Potter’s charge of second-degree manslaughter carries a maximum 10-year prison sentence. Intent isn’t a necessary component of either charge. A key difference is that third-degree murder requires someone to act with a "depraved mind," a term that has been the subject of legal disputes, but includes an act eminently dangerous to others, performed without regard for human life.
Noor testified that he fired to protect his partner's life after hearing a loud bang on the squad car and seeing a woman at his partner's window raising her arm.

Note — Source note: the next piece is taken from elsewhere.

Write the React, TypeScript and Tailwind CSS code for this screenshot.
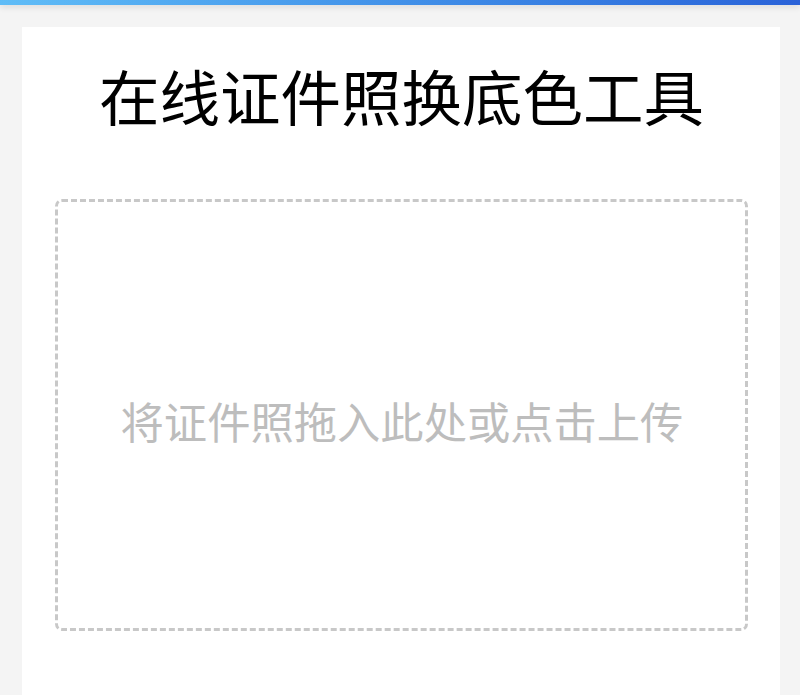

Prosecutors criticized Noor for shooting without seeing a weapon or Ruszczyk's hands.
Many critics of the police believe the race of those involved in the Wright shooting played a role in which charges were brought.
"If the officer was Black, perhaps even a minority man, and the victim was a young, white female affluent kid, the chief would have fired him immediately and the county prosecutor would have charged him with murder, without a doubt," Hussein said earlier Thursday.
Potter could have been charged with third-degree murder, which carries a 25-year maximum sentence, said Rachel Moran, a law professor at the University of St. Thomas in St. Paul. But she noted that Potter will likely argue that using the gun was a mistake, while Noor never said he didn't intend to use his weapon.
"This is kind of the compromise charge, which isn’t to say it’s not serious. It is," Moran said. "But they’re not reaching for the most serious charge they could theoretically file. They’re also not washing their hands and saying she has no criminal liability."
The prosecutor who brought the case, Washington County Attorney Pete Orput, did not return messages seeking comment.
Correction (April 23, 2021): Arbuey Wright’s name was misspelled in a caption in an earlier version of this story. The caption has been updated.